What are Bridging Loans and their Benefits

While considering taking out a loan, multiple finance options can provide you with the required benefits. Of these financing options, one commercial product that is high in demand is bridging loan. Let’s explore what bridging loans are and how they can be beneficial.

What are Bridging Loans?

Bridging loans or interim finance is a finance solution that is offered for a short-term duration. The main purpose of bridging loans is to bridge a gap in finance, e.g., sale and purchase, and these loans are repaid when a long-term or permanent funding option is available.

Earlier, bridging finance was mainly secured to fund property development, auction buying, and property purchases. Now bridging is used for several purposes other than property purchases.

Benefits of Bridging Loans

Bridging loans are on the rise because of the key benefits they are offering. These benefits are making bridging finance lead among all financing solutions.

Quick Access to Cash

Bridging finance is faster than other financing options. It can be arranged very quickly; it can typically be arranged in 24-48 hours. It can provide instant cash flow in times of emergency or when an opportunity is too good to miss. On the other hand, other financing options may take weeks or months to arrange finance. Therefore, bridging is an ideal option if you want instant cash flow for the short term.

Flexible Lending

Bridging is beneficial as it offers flexible lending criteria; it is flexible in various ways; they are as under:

Credit History: Clean credit history is not mandatory for getting bridging loans. The lending terms are flexible enough as applicants having bad credit can be considered for bridging loans if they deposit additional assets or security.

Flexible Term Duration: These loans can typically be repaid in 1-12 months, but their flexible terms allow extension in term duration. This term duration can be extended up to 36 months maximum, depending on the bridging lender.

Flexible terms for interest payment: Interest rates of bridging finance are high due to their short-term nature, but interest can be paid at flexible repayment terms in a lump sum if you opt for rolled-up or retained interest.

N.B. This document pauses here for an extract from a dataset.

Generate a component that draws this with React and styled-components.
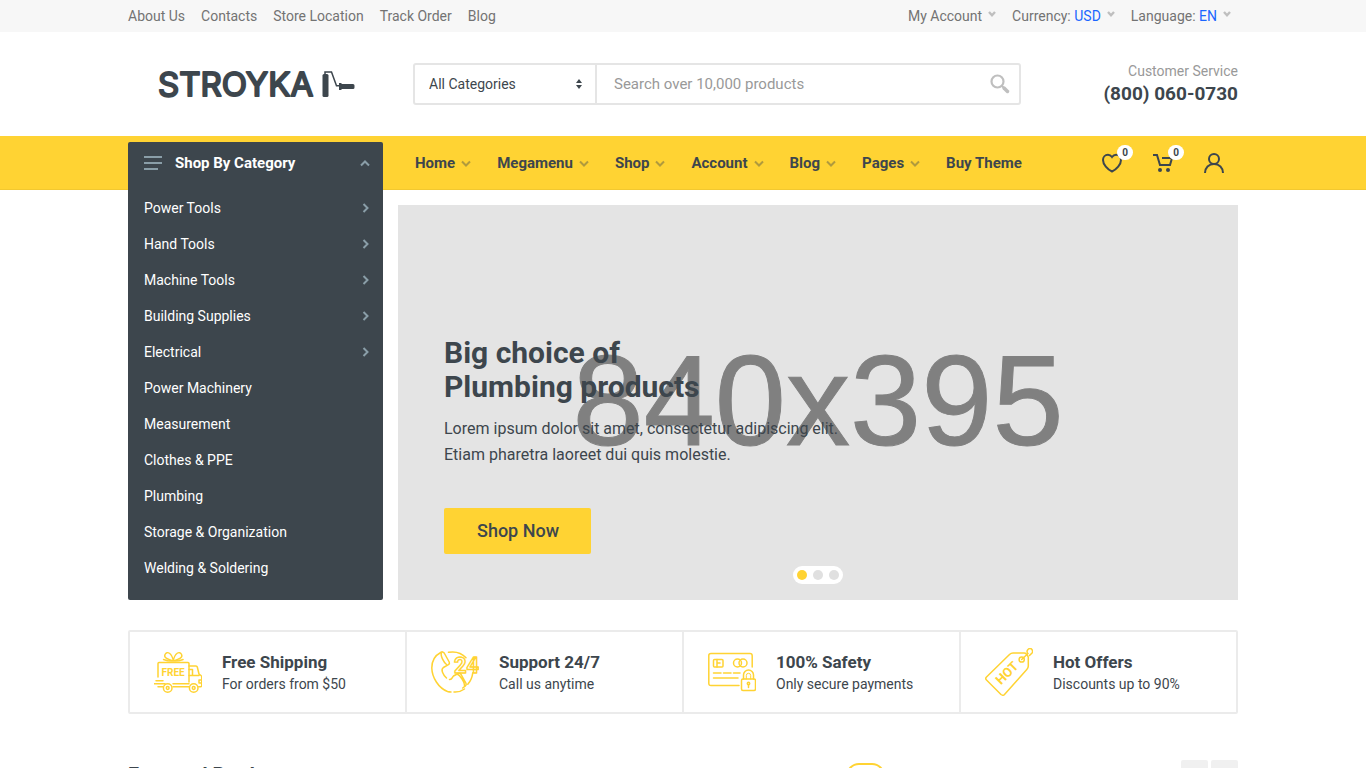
import React from "react";
import styled, { createGlobalStyle } from "styled-components";

const GlobalStyle = createGlobalStyle`
  * {
    box-sizing: border-box;
  }

  body {
    margin: 0;
    background: #fff;
    color: #3d464d;
    font-family: Roboto, "Liberation Sans", sans-serif;
    font-size: 16px;
    line-height: 24px;
  }

  button, input, select {
    font-family: inherit;
  }

  a {
    color: inherit;
    text-decoration: none;
  }

  ul {
    list-style: none;
    margin: 0;
    padding: 0;
  }
`;

const Container = styled.div`
  max-width: 1110px;
  width: 100%;
  margin: 0 auto;
`;

// Top bar
const Topbar = styled.div`
  background: #f7f7f7;
  color: #737373;
  font-size: 14px;
  line-height: 32px;
`;

const TopbarRow = styled(Container)`
  display: flex;
  justify-content: space-between;
`;

const TopbarGroup = styled.div`
  display: flex;
  gap: 16px;
`;

const TopbarButton = styled.button`
  display: flex;
  align-items: center;
  gap: 6px;
  height: 32px;
  padding: 0;
  border: 0;
  background: none;
  color: inherit;
  font-size: 14px;
  cursor: pointer;

  svg {
    color: #bfbfbf;
    margin-bottom: 4px;
  }
`;

const TopbarMenus = styled(TopbarGroup)`
  padding-right: 7px;
`;

const TopbarValue = styled.span`
  color: #1a66ff;
`;

// Header
const HeaderRow = styled(Container)`
  display: grid;
  grid-template-columns: 255px 1fr 187px;
  align-items: center;
  height: 104px;
`;

const Logo = styled.a`
  display: flex;
  align-items: center;
  justify-content: center;
`;

const SearchForm = styled.form`
  display: flex;
  height: 42px;
  margin: 0 30px;
  border: 2px solid #e5e5e5;
  border-radius: 3px;
`;

const CategoryField = styled.div`
  display: flex;
  align-items: center;
  width: 182px;
  padding-right: 13px;
  border-right: 2px solid #e5e5e5;
`;

const CategorySelect = styled.select`
  flex: 1;
  height: 100%;
  padding: 0 14px;
  border: 0;
  background: none;
  appearance: none;
  color: #3d464d;
  font-size: 14px;
`;

const SearchInput = styled.input`
  flex: 1;
  min-width: 0;
  padding: 0 17px;
  border: 0;
  background: none;
  font-size: 15px;

  &::placeholder {
    color: #999;
    opacity: 1;
  }
`;

const SearchButton = styled.button`
  display: flex;
  align-items: center;
  justify-content: center;
  width: 38px;
  padding: 0;
  border: 0;
  background: none;
  color: #bfbfbf;
`;

const Phone = styled.div`
  text-align: right;
`;

const PhoneTitle = styled.div`
  color: #999;
  font-size: 14px;
  line-height: 20px;
`;

const PhoneNumber = styled.div`
  font-size: 19px;
  font-weight: 700;
  line-height: 26px;
`;

// Navigation panel
const NavPanel = styled.div`
  background: #ffd333;
  box-shadow: inset 0 -1px #f2c830;
`;

const NavRow = styled(Container)`
  display: flex;
  align-items: center;
  height: 54px;
`;

const DepartmentsSlot = styled.div`
  position: relative;
  align-self: stretch;
  width: 255px;
`;

const Departments = styled.div`
  position: absolute;
  top: 6px;
  left: 0;
  z-index: 2;
  width: 100%;
  padding-bottom: 14px;
  border-radius: 2px;
  background: #3d464d;
  color: #fff;
`;

const DepartmentsButton = styled.button`
  display: flex;
  align-items: center;
  gap: 13px;
  width: 100%;
  height: 42px;
  margin-bottom: 6px;
  padding: 0 13px 0 16px;
  border: 0;
  background: none;
  color: #fff;
  font-size: 15px;
  font-weight: 700;

  svg {
    color: #8a9ea8;
  }

  svg:last-child {
    margin-left: auto;
  }
`;

const DepartmentLink = styled.a`
  display: flex;
  align-items: center;
  justify-content: space-between;
  padding: 6px 14px 6px 16px;
  font-size: 14px;
  line-height: 24px;

  svg {
    color: #8a9ea8;
  }
`;

const NavLinks = styled.ul`
  display: flex;
  flex: 1;
  padding-left: 19px;
`;

const NavLink = styled.a`
  display: flex;
  align-items: center;
  gap: 6px;
  padding: 0 13px;
  font-size: 15px;
  font-weight: 700;

  svg {
    opacity: 0.4;
  }
`;

const Indicators = styled.div`
  display: flex;
  gap: 3px;
`;

const Indicator = styled.a`
  position: relative;
  display: flex;
  align-items: center;
  justify-content: center;
  width: 48px;
  height: 54px;
`;

const Badge = styled.span`
  position: absolute;
  top: 9px;
  right: 3px;
  height: 15px;
  padding: 0 5px;
  border-radius: 8px;
  background: #fff;
  font-size: 10px;
  font-weight: 700;
  line-height: 15px;
`;

// Slideshow
const SlideRow = styled(Container)`
  padding: 15px 0 0 270px;
`;

const Slide = styled.section`
  position: relative;
  height: 395px;
  padding: 131px 46px 0;
  background: #e4e4e4;
`;

const SlideImage = styled.div`
  position: absolute;
  inset: 0;
  display: flex;
  align-items: center;
  justify-content: center;
  padding-bottom: 4px;
  color: #808080;
  font-family: "Liberation Sans", Arial, sans-serif;
  font-size: 128px;
  line-height: 1;
  -webkit-text-stroke: 1px #808080;
`;

const SlideContent = styled.div`
  position: relative;
`;

const SlideTitle = styled.h1`
  margin: 0 0 12px;
  font-size: 30px;
  font-weight: 700;
  line-height: 34px;
`;

const SlideText = styled.p`
  margin: 0 0 40px;
  font-size: 16px;
  line-height: 26px;
`;

const SlideButton = styled.button`
  height: 46px;
  padding: 0 32px 1px 33px;
  border: 0;
  border-radius: 2px;
  background: #ffd333;
  color: #3d464d;
  font-size: 18px;
  font-weight: 500;
`;

const Dots = styled.div`
  position: absolute;
  bottom: 16px;
  left: 50%;
  display: flex;
  gap: 6px;
  padding: 4px;
  border-radius: 9px;
  background: #fff;
  transform: translateX(-50%);
`;

const Dot = styled.button`
  width: 10px;
  height: 10px;
  padding: 0;
  border: 0;
  border-radius: 5px;
  background: ${({ $active }) => ($active ? "#ffd333" : "#e0e0e0")};
`;

// Features, the dividers are the background showing through the gap
const Features = styled(Container)`
  display: grid;
  grid-template-columns: repeat(4, 1fr);
  gap: 2px;
  margin-top: 30px;
  border: 2px solid #ebebeb;
  border-radius: 2px;
  background: #ebebeb;
`;

const Feature = styled.div`
  display: flex;
  align-items: center;
  gap: 20px;
  height: 80px;
  padding: 0 24px;
  background: #fff;

  svg {
    flex: none;
    color: #ffd333;
  }
`;

const FeatureBody = styled.div`
  padding-top: 2px;
`;

const FeatureTitle = styled.div`
  font-size: 17px;
  font-weight: 700;
  line-height: 22px;
`;

const FeatureSubtitle = styled.div`
  font-size: 14px;
  line-height: 22px;
`;

// Products block
const ProductsHeader = styled(Container)`
  display: flex;
  align-items: center;
  margin-top: 46px;
  height: 32px;
`;

const ProductsTitle = styled.h2`
  flex: 1;
  margin: 0;
  padding-bottom: 2px;
  font-size: 20px;
  font-weight: 700;
  line-height: 24px;
`;

const Tabs = styled.div`
  display: flex;
  gap: 4px;
  margin-right: 11px;
`;

const Tab = styled.button`
  height: 26px;
  padding: 0 9px;
  border: 2px solid ${({ $active }) => ($active ? "#ffd333" : "transparent")};
  border-radius: 13px;
  background: none;
  color: #3d464d;
  font-size: 14px;
  font-weight: 500;
`;

const Arrows = styled.div`
  display: flex;
  gap: 3px;
  align-self: flex-start;
`;

const ArrowButton = styled.button`
  display: flex;
  align-items: center;
  justify-content: center;
  width: 27px;
  height: 25px;
  padding: 0;
  border: 0;
  border-radius: 2px;
  background: #f0f0f0;
  color: #b3b3b3;
`;

const chevrons = {
  down: "M1 1.5 5 5.5 9 1.5",
  up: "M1 5.5 5 1.5 9 5.5",
};

const Chevron = ({ dir = "down" }) => (
  <svg width="10" height="7" viewBox="0 0 10 7" fill="none" stroke="currentColor" strokeWidth="2">
    <path d={chevrons[dir]} />
  </svg>
);

const ChevronSmall = () => (
  <svg width="8" height="6" viewBox="0 0 8 6" fill="none" stroke="currentColor" strokeWidth="2.400">
    <path d="M1 1 4 4.200 7 1" />
  </svg>
);

const ChevronSide = ({ left }) => (
  <svg width="7" height="10" viewBox="0 0 7 10" fill="none" stroke="currentColor" strokeWidth="2">
    <path d={left ? "M5.5 1 1.5 5 5.5 9" : "M1.5 1 5.5 5 1.5 9"} />
  </svg>
);

const LogoMark = () => (
  <svg width="198" height="44" viewBox="0 0 198 44" fill="#3d464d">
    <text
      x="1"
      y="34"
      fontFamily="Inter, sans-serif"
      fontSize="33"
      fontWeight="400"
      stroke="#3d464d"
      strokeWidth="2"
      strokeLinejoin="round"
    >
      STROYKA
    </text>
    <rect x="165.500" y="12" width="6" height="23" rx="1.500" />
    <path d="M168 13V10h6.500l5 13.800h3" fill="none" stroke="#3d464d" strokeWidth="1.500" />
    <path d="M182 21h2.500v1H196a1.500 1.500 0 0 1 1.500 1.500v2a1.500 1.500 0 0 1-1.500 1.500h-11.500v1H182z" />
  </svg>
);

const SortIcon = () => (
  <svg width="6" height="10" viewBox="0 0 6 10" fill="#3d464d">
    <path d="M0 4 3 0 6 4zM0 6h6L3 10z" />
  </svg>
);

const SearchIcon = () => (
  <svg width="20" height="20" viewBox="0 0 20 20" fill="none" stroke="currentColor">
    <circle cx="7.500" cy="7.500" r="6" strokeWidth="2.200" />
    <path d="M12 12l1.500 1.500" strokeWidth="2" />
    <path d="M14 14l3.500 3.500" strokeWidth="3.500" strokeLinecap="round" />
  </svg>
);

const MenuIcon = () => (
  <svg width="18" height="14" viewBox="0 0 18 14" fill="currentColor">
    <path d="M0 0h18v2H0zM0 6h18v2H0zM0 12h14v2H0z" />
  </svg>
);

const HeartIcon = () => (
  <svg width="20" height="20" viewBox="0 0 20 20" fill="none" stroke="currentColor" strokeWidth="2">
    <path d="M10 4C8.700 2.300 7.300 1.800 6 1.800 3 1.800 1 4.200 1 7c0 4.500 4.500 9.500 9 11.500 4.500-2 9-7 9-11.500 0-2.800-2-5.200-5-5.200-1.300 0-2.700.5-4 2.200z" />
  </svg>
);

const CartIcon = () => (
  <svg width="20" height="20" viewBox="0 0 20 20" fill="none" stroke="currentColor" strokeWidth="2">
    <path d="M0 2h4l3 10h10L19 5H9" />
    <circle cx="7" cy="17" r="2" fill="currentColor" stroke="none" />
    <circle cx="15" cy="17" r="2" fill="currentColor" stroke="none" />
  </svg>
);

const UserIcon = () => (
  <svg width="20" height="20" viewBox="0 0 20 20" fill="none" stroke="currentColor" strokeWidth="2">
    <circle cx="10" cy="6" r="5" />
    <path d="M1 20c0-5.500 3.800-9 9-9s9 3.500 9 9" />
  </svg>
);

const FeatureSvg = ({ children }) => (
  <svg
    width="48"
    height="48"
    viewBox="0 0 48 48"
    fill="none"
    stroke="currentColor"
    strokeWidth="1.500"
    strokeLinecap="round"
    strokeLinejoin="round"
  >
    {children}
  </svg>
);

const FreeShippingIcon = () => (
  <FeatureSvg>
    <path d="M4 29V15.500q0-1 1-1h29q1 0 1 1V34M4 38.700h5M19 38.700h16M19 35.700h16M2 32.700h7M0 35.700h11" />
    <path d="M35 18h7q1 0 1.300 1l1.700 7 2 1.500q.7.500.7 1.500v8.700q0 1-1 1h-2M35 21.500h3.500v6H45M35 27.500h4M47.500 32h-2.500v3h2.500" />
    <circle cx="13.700" cy="40" r="4.300" />
    <circle cx="13.700" cy="40" r="1.400" />
    <circle cx="39.700" cy="40" r="4.300" />
    <circle cx="39.700" cy="40" r="1.400" />
    <path
      d="M19.300 13C13 11 9.500 9.500 11 6.500c2-4 7-1.500 8.300 6.500C20.600 5 25.600 2.500 27.600 6.500 29 9.500 25.600 11 19.300 13zM9.500 11.500q5 2 9.800 1.500 4.800.5 9.800-1.500"
      strokeWidth="1.400"
    />
    <text x="7.500" y="28" fontFamily="Roboto, sans-serif" fontSize="10" fontWeight="700" fill="currentColor" stroke="none">
      FREE
    </text>
  </FeatureSvg>
);

const SupportIcon = () => (
  <FeatureSvg>
    <path d="M17.500 4.300c7-1.200 13.500 1 17.500 5.500M41.800 24.700c-.5 4.500-2.200 8.500-5 11.600" />
    <path d="M9.700 4.500C3 8 .8 13.500.8 20c.2 9.500 6.700 20 15.700 23.500 1.200.4 2.300.5 3.500.5M23 44c4 .3 7.500-.8 10.500-3" />
    <path d="M9.700 4.500q2-1.500 3.500.5l5 9q.8 1.700-.8 2.700l-5 2.800c-3 2-.5 7 3.100 10.500M10.500 4.500c-1.500 3 2.500 10.500 5.500 12.500" />
    <path d="M18.500 31.500c2.500.5 2.500-2 4-3.500l4.500-2.500q2-.8 3 .8l5 9q.8 1.700-.8 2.800l-2.500 1.900M26 26c3 1 8 8.500 7.500 12.500" />
    <text x="23" y="25" fontFamily="Roboto, sans-serif" fontSize="22" fontWeight="700" strokeWidth="1.400">
      24
    </text>
  </FeatureSvg>
);

const SafetyIcon = () => (
  <FeatureSvg>
    <path d="M31 37.500H3q-2.200 0-2.200-2.200V7.500Q.8 5.500 3 5.500h39q2.200 0 2.200 2.200V19" />
    <rect x="5.500" y="11.500" width="9.500" height="7.500" rx="1" />
    <path d="M9 11.500V19M9 15h3" />
    <circle cx="29.500" cy="15" r="4" />
    <circle cx="35" cy="15" r="4" />
    <path d="M5.500 25h7.500M15.500 25h7.500M25.500 25h6.500M5.500 30h24.500" />
    <rect x="33.500" y="31" width="14" height="11.500" rx="1.500" />
    <path d="M35.500 31v-4a5 5 0 0 1 10 0v4" />
    <path d="M38.300 31v-3.500a2.200 2.200 0 0 1 4.400 0V31" strokeWidth="1" />
    <circle cx="40.500" cy="35.500" r="1.200" />
    <path d="M40.500 37v2.500" />
  </FeatureSvg>
);

const HotIcon = () => (
  <FeatureSvg>
    <path d="M1.500 29 24.500 6.500q1.500-1.500 3.500-1.500h11q1.500 0 2.500 1.200t1.800 2.800v9q0 2-1.500 3.500L19.500 46.500q-1.500 1.500-3.500 0L1.500 32q-1.500-1.500 0-3z" />
    <circle cx="36.700" cy="11.500" r="2.600" />
    <path d="M36.700 11.500 43 5.500c-2-1.500-.5-4.500 1.500-5s3.700 2 2.800 4.200L44.500 7.500" />
    <text
      x="22"
      y="29.500"
      fontFamily="Roboto, sans-serif"
      fontSize="13"
      fontWeight="700"
      textAnchor="middle"
      fill="currentColor"
      stroke="none"
      transform="rotate(-45 22 25)"
    >
      HOT
    </text>
  </FeatureSvg>
);

const topLinks = ["About Us", "Contacts", "Store Location", "Track Order", "Blog"];

const navLinks = ["Home", "Megamenu", "Shop", "Account", "Blog", "Pages", "Buy Theme"];

const departments = [
  { label: "Power Tools", nested: true },
  { label: "Hand Tools", nested: true },
  { label: "Machine Tools", nested: true },
  { label: "Building Supplies", nested: true },
  { label: "Electrical", nested: true },
  { label: "Power Machinery" },
  { label: "Measurement" },
  { label: "Clothes & PPE" },
  { label: "Plumbing" },
  { label: "Storage & Organization" },
  { label: "Welding & Soldering" },
];

const features = [
  { title: "Free Shipping", text: "For orders from $50", Icon: FreeShippingIcon },
  { title: "Support 24/7", text: "Call us anytime", Icon: SupportIcon },
  { title: "100% Safety", text: "Only secure payments", Icon: SafetyIcon },
  { title: "Hot Offers", text: "Discounts up to 90%", Icon: HotIcon },
];

const tabs = ["All", "Power Tools", "Hand Tools", "Plumbing"];

const App = () => {
  return (
    <>
      <GlobalStyle />
      <Topbar>
        <TopbarRow>
          <TopbarGroup>
            {topLinks.map((label) => (
              <a href="#" key={label}>{label}</a>
            ))}
          </TopbarGroup>
          <TopbarMenus>
            <TopbarButton>My Account <ChevronSmall /></TopbarButton>
            <TopbarButton>
              <span>Currency: <TopbarValue>USD</TopbarValue></span>
              <ChevronSmall />
            </TopbarButton>
            <TopbarButton>
              <span>Language: <TopbarValue>EN</TopbarValue></span>
              <ChevronSmall />
            </TopbarButton>
          </TopbarMenus>
        </TopbarRow>
      </Topbar>

      <header>
        <HeaderRow>
          <Logo href="#" aria-label="Stroyka"><LogoMark /></Logo>
          <SearchForm>
            <CategoryField>
              <CategorySelect aria-label="Category">
                <option>All Categories</option>
              </CategorySelect>
              <SortIcon />
            </CategoryField>
            <SearchInput type="text" aria-label="Search" placeholder="Search over 10,000 products" />
            <SearchButton type="submit" aria-label="Search"><SearchIcon /></SearchButton>
          </SearchForm>
          <Phone>
            <PhoneTitle>Customer Service</PhoneTitle>
            <PhoneNumber>(800) 060-0730</PhoneNumber>
          </Phone>
        </HeaderRow>

        <NavPanel>
          <NavRow>
            <DepartmentsSlot>
              <Departments>
                <DepartmentsButton>
                  <MenuIcon />
                  Shop By Category
                  <Chevron dir="up" />
                </DepartmentsButton>
                <ul>
                  {departments.map(({ label, nested }) => (
                    <li key={label}>
                      <DepartmentLink href="#">
                        {label}
                        {nested && <ChevronSide />}
                      </DepartmentLink>
                    </li>
                  ))}
                </ul>
              </Departments>
            </DepartmentsSlot>
            <NavLinks>
              {navLinks.map((label) => (
                <li key={label}>
                  <NavLink href="#">
                    {label}
                    {label !== "Buy Theme" && <Chevron />}
                  </NavLink>
                </li>
              ))}
            </NavLinks>
            <Indicators>
              <Indicator href="#" aria-label="Wishlist"><HeartIcon /><Badge>0</Badge></Indicator>
              <Indicator href="#" aria-label="Cart"><CartIcon /><Badge>0</Badge></Indicator>
              <Indicator href="#" aria-label="Account"><UserIcon /></Indicator>
            </Indicators>
          </NavRow>
        </NavPanel>
      </header>

      <main>
        <SlideRow>
          <Slide>
            <SlideImage>840x395</SlideImage>
            <SlideContent>
              <SlideTitle>Big choice of<br />Plumbing products</SlideTitle>
              <SlideText>
                Lorem ipsum dolor sit amet, consectetur adipiscing elit.<br />
                Etiam pharetra laoreet dui quis molestie.
              </SlideText>
              <SlideButton>Shop Now</SlideButton>
            </SlideContent>
            <Dots>
              <Dot $active aria-label="Slide 1" />
              <Dot aria-label="Slide 2" />
              <Dot aria-label="Slide 3" />
            </Dots>
          </Slide>
        </SlideRow>

        <Features>
          {features.map(({ title, text, Icon }) => (
            <Feature key={title}>
              <Icon />
              <FeatureBody>
                <FeatureTitle>{title}</FeatureTitle>
                <FeatureSubtitle>{text}</FeatureSubtitle>
              </FeatureBody>
            </Feature>
          ))}
        </Features>

        <ProductsHeader>
          <ProductsTitle>Featured Products</ProductsTitle>
          <Tabs>
            {tabs.map((label, i) => (
              <Tab key={label} $active={i === 0}>{label}</Tab>
            ))}
          </Tabs>
          <Arrows>
            <ArrowButton aria-label="Previous"><ChevronSide left /></ArrowButton>
            <ArrowButton aria-label="Next"><ChevronSide /></ArrowButton>
          </Arrows>
        </ProductsHeader>
      </main>
    </>
  );
};

export default App;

All types of Property: Due to the flexible nature of bridging loans, they can be secured against all types of property, whether commercial or residential, for instance, houses, flats, maisonettes, shops, mixed-use properties, commercial units, offices, care homes, leisure complexes, farms, land, building plots, development land. The property is acceptable in any condition, such as dilapidated, uninhabitable, or unmortgageable. Bridging loans can be taken for property development or buying land without planning permissions. These loans can be secured against a non-standard or unusual construction

Multiple properties as security: Multiple prpoperties can be used as security. One bridging finance UK facility can use one or more properties as security. This can be on a first or second-charge basis or a combination of both; for example, to buy a property, the full purchase price may need to be raised. Therefore, a bridging loan could be set up to use the first charge on the property to be purchased plus a second charge on another property that already has a mortgage on it but has equity available.

No Proof of Income

Other financing options require extensive proof like a good credit score, income evidence, lending history, and prior experience in lending; bridging finance is asset-backed finance; therefore, there are no lengthy checks, and the loan is secured against property.

No Additional Fees

Bridging finance has high-interest rates but has no additional fees, such as an early repayment fee (when you repay before the term ends) or exit fees.

Diversity

Bridging is diverse; these short-term loans can be secured for residential (regulated bridging) and commercial (unregulated bridging) purposes.

Any Loan Purpose

Traditional financing offers loans for a limited time with no flexibility in their terms. Whereas bridging finance providers do not mind what you intend to use the money for, as long as you can prove that you can pay it back through your strong exit plan.

What are the Disadvantages of Bridging Loans?

Although bridging loans have benefits, but they have some limitations as well; these include:

Bridging loans are offered for the short term at higher interest rates than other financing options. If they are used for the long term, they can be unaffordable and expensive as more interest will pile up and can overburden the borrower.

These short-term loans are secured against property, and failing to repay the loan may result in repossession of the property, and you will have to face financial loss, and your credit history will be damaged.

In Short,

Bridging loans/ p2p lending is used to bridge the payment gap and is an ideal financing option due to its quick funding solution, flexibility, and diversity.